Comment se passe la vente des actifs/ la liquidation de l’entreprise ?
Si l’assemblée des créanciers décide de ne pas poursuivre l’activité de l’entreprise, l’administrateur judiciaire procède à la mise en vente de la masse des actifs (§ 159 InsO). La vente peut prendre la forme d’une vente de gré à gré de certains éléments d’actif par l’administrateur judiciaire ou par des agents mandatés à cet effet (« Verwerter »), voire d’une adjudication.
La cession de l’entreprise dans son ensemble ou d’un établissement de l’entreprise requiert l’approbation du comité des créanciers ou de l’assemblée des créanciers.
Comment se passe le recouvrement de créances ?
Fait également partie de la vente de la masse des actifs, au sens large, le recouvrement de créances à l’encontre de tiers débiteurs et/ou de débiteurs. Les débiteurs sont invités, au moment de l’ouverture de la procédure collective, à ne plus procéder à des paiements auprès du créancier (la société en redressement judiciaire), mais uniquement auprès de l’administrateur judiciaire.
Les transferts d’actifs opérés avant la date d’ouverture de la procédure collective peuvent-ils faire l’objet d’une contestation ?
Les transferts d’actifs effectués ou tolérés par le débiteur avant l’ouverture de la procédure collective peuvent faire l’objet d’une contestation de la part de l’administrateur judiciaire (§ 128 et suivants InsO) et donner lieu à une réintégration des actifs après l’ouverture de la procédure. Exemple : le débiteur a fait don d’un bien à un proche avant l’ouverture de la procédure collective.
Comment la masse des actifs est-elle répartie et comment la procédure collective est-elle clôturée ?
Si la masse des actifs est suffisante et si les dettes sur la masse sont payées, on procède à des répartitions du solde entre les créanciers. Il a lieu en général une répartition finale (§ 196 InsO) qui peut, dans certains cas particuliers et lorsque le patrimoine financier est suffisant, être précédée par une avance sur répartition (§ 187 al. 1 InsO). La répartition finale, effectuée sur la base d’un état final des actifs établi par l’administrateur judiciaire, a lieu en accord avec le tribunal (§ 196 InsO). En cas d’accord, le tribunal fixe la date pour une audience finale (§ 197 InsO) en vue de discuter de la facture finale de l’administrateur judiciaire et, le cas échéant, de former toutes réclamations concernant l’état final des actifs.
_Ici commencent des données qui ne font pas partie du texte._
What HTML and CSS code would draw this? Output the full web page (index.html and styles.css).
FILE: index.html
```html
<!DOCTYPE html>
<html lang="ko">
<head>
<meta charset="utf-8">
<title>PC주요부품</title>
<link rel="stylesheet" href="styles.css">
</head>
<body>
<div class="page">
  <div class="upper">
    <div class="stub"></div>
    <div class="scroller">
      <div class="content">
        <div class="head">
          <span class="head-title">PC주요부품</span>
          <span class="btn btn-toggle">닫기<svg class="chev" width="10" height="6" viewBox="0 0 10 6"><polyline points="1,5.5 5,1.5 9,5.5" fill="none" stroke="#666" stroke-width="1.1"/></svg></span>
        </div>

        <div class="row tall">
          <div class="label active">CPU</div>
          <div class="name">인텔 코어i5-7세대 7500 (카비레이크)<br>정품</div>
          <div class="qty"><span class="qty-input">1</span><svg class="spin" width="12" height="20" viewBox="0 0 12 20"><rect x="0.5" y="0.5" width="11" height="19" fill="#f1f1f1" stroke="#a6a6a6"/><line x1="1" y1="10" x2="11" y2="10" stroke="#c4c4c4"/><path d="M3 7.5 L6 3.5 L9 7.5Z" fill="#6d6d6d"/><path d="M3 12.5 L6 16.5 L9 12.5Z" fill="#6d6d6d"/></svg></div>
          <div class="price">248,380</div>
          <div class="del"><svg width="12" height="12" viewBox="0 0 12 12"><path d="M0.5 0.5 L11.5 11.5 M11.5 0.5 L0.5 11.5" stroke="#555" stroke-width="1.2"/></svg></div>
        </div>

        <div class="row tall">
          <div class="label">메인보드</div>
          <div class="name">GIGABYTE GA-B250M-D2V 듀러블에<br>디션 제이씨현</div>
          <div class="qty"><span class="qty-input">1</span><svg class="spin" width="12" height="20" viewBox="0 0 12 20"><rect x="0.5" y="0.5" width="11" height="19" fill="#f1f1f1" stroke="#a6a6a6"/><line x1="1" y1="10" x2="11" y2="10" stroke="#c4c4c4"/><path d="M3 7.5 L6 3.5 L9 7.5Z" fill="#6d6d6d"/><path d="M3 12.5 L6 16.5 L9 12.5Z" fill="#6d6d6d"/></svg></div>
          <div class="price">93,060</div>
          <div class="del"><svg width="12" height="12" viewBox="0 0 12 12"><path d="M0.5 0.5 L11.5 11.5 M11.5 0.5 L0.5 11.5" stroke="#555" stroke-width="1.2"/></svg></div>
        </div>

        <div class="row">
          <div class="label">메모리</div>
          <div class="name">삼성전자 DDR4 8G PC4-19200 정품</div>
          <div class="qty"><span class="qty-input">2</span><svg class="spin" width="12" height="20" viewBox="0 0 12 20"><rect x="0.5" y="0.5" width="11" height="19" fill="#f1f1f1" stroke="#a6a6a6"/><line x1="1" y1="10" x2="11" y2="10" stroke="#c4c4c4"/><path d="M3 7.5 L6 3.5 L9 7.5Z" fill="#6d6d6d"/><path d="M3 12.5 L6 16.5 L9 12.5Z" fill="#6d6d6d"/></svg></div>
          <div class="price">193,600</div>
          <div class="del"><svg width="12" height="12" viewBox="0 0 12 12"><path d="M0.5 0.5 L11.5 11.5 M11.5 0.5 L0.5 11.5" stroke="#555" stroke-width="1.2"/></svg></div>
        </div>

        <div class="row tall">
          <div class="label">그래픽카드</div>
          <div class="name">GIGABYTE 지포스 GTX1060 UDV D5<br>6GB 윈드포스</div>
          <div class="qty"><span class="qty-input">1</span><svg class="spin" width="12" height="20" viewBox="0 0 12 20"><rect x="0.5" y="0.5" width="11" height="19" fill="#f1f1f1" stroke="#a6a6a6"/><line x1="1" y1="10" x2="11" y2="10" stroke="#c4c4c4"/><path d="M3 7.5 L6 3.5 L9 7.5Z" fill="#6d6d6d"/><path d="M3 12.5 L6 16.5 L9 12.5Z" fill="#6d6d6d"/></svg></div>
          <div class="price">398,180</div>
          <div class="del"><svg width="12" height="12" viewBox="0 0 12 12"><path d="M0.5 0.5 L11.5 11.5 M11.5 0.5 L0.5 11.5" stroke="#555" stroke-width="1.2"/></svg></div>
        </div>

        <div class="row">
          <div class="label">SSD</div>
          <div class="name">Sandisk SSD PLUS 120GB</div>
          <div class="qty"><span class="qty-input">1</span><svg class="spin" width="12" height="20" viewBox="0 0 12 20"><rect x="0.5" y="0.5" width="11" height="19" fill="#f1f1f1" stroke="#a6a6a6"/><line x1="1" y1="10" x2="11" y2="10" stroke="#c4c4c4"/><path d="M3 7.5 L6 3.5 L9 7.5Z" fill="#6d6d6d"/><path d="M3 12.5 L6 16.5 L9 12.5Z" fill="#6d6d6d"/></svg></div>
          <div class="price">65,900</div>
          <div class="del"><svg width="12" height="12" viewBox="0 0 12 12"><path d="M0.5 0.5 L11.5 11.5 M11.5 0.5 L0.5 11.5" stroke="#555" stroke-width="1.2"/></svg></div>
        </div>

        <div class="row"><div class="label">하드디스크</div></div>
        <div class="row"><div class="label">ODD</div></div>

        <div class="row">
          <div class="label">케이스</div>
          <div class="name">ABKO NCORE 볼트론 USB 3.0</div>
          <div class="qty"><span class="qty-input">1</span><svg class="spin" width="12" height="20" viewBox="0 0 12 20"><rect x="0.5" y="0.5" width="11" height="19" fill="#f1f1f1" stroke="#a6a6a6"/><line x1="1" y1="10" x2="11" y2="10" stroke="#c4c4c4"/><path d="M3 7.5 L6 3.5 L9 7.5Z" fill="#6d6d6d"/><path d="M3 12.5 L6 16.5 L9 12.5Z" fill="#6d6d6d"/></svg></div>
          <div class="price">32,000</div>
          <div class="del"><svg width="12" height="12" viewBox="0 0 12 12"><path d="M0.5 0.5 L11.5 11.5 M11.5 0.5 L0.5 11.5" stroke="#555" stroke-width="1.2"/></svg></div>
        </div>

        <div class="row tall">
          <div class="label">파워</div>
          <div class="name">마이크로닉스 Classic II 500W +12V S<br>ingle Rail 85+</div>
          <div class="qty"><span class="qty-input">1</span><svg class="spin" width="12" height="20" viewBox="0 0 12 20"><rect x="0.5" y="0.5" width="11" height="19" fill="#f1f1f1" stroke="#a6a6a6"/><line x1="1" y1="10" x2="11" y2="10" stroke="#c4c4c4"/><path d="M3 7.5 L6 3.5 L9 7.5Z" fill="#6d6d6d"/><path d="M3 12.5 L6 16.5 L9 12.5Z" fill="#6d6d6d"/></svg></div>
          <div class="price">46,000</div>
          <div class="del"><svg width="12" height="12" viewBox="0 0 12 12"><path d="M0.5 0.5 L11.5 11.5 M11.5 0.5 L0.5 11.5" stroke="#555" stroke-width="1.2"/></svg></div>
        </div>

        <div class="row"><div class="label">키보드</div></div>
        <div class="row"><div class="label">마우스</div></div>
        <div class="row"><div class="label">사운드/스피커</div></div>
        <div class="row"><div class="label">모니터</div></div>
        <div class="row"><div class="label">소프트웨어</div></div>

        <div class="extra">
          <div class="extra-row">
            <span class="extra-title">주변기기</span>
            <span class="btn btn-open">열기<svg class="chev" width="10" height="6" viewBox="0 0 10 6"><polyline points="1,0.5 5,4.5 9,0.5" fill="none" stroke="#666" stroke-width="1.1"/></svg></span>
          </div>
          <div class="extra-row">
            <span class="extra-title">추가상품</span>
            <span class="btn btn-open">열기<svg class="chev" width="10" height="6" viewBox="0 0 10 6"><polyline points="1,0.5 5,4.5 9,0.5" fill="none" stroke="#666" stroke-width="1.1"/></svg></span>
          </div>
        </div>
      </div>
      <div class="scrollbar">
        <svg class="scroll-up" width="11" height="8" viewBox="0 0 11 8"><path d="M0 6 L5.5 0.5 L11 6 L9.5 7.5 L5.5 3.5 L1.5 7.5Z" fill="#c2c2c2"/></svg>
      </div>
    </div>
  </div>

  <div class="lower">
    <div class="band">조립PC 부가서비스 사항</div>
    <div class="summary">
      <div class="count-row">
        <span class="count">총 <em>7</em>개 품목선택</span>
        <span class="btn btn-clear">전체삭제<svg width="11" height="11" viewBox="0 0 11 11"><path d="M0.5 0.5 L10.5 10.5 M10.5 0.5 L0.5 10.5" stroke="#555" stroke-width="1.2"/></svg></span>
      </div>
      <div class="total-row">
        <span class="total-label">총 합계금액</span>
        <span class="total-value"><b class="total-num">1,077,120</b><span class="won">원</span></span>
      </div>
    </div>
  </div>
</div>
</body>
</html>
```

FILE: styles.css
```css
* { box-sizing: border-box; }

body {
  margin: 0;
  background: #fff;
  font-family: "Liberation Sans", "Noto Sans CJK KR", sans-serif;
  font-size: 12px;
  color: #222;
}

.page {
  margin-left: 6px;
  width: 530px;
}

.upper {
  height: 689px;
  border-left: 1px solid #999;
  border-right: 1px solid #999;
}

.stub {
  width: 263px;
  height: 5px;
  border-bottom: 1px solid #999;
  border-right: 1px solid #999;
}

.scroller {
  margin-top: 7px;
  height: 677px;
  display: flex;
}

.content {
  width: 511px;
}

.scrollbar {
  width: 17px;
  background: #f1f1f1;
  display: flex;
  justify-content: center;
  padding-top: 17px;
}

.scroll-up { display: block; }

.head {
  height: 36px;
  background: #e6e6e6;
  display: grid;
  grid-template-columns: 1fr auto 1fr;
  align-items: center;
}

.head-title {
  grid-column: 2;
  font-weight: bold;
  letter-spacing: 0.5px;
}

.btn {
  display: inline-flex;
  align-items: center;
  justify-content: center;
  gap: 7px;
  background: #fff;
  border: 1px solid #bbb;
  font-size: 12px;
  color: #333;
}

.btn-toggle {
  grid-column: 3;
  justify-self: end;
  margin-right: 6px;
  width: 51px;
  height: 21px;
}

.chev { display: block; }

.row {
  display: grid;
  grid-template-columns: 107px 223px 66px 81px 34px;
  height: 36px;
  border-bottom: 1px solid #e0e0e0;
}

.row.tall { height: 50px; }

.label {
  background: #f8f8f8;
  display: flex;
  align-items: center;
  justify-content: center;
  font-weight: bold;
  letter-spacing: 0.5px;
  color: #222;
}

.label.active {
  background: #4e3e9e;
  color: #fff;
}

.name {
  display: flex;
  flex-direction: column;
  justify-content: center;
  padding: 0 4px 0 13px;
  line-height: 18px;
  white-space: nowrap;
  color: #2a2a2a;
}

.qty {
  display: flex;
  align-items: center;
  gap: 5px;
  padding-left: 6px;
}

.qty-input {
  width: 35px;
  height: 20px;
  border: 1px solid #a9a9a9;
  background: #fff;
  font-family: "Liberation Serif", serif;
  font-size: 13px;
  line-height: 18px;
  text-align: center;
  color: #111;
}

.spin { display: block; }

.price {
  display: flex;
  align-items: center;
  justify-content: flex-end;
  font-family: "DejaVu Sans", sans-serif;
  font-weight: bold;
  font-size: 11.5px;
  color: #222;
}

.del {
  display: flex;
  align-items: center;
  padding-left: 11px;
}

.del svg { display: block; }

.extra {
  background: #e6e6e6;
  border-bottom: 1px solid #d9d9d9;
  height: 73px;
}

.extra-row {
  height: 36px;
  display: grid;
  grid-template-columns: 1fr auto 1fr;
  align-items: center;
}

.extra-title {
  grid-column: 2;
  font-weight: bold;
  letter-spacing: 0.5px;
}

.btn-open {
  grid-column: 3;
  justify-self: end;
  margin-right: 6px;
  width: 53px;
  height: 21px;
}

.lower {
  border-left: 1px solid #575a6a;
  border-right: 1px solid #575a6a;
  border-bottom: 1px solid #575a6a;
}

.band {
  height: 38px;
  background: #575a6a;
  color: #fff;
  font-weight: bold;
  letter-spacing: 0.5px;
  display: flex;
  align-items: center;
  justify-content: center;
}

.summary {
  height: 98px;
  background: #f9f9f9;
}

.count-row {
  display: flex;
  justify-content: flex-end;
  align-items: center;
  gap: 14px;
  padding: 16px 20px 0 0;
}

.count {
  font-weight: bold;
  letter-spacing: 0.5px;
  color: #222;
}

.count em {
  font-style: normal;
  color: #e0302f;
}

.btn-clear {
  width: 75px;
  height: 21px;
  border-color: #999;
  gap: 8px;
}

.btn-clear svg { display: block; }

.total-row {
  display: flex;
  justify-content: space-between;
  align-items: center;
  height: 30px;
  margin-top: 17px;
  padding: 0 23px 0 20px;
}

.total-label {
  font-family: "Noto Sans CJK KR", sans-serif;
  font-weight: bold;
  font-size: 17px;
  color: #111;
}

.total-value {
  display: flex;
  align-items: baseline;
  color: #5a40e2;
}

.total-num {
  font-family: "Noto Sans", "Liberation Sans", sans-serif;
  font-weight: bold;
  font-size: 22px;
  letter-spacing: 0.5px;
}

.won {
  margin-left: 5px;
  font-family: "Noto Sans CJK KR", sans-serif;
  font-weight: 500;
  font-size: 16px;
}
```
Ce n’est qu’à l’issue de cette étape que sont effectués les versements aux créanciers. La réalisation de la répartition finale marque la clôture de la procédure collective (§ 200 InsO). Dans de rares cas, il est encore procédé à des répartitions après l’audience finale si, contre toute attente, des actifs sont découverts (§ 203 InsO).
Après la clôture de la procédure collective régulière, il n’existe plus de patrimoine social et la société insolvable est alors radiée d’office du registre du commerce (§ 141a FGG, loi allemande sur les matières relevant de la juridiction gracieuse).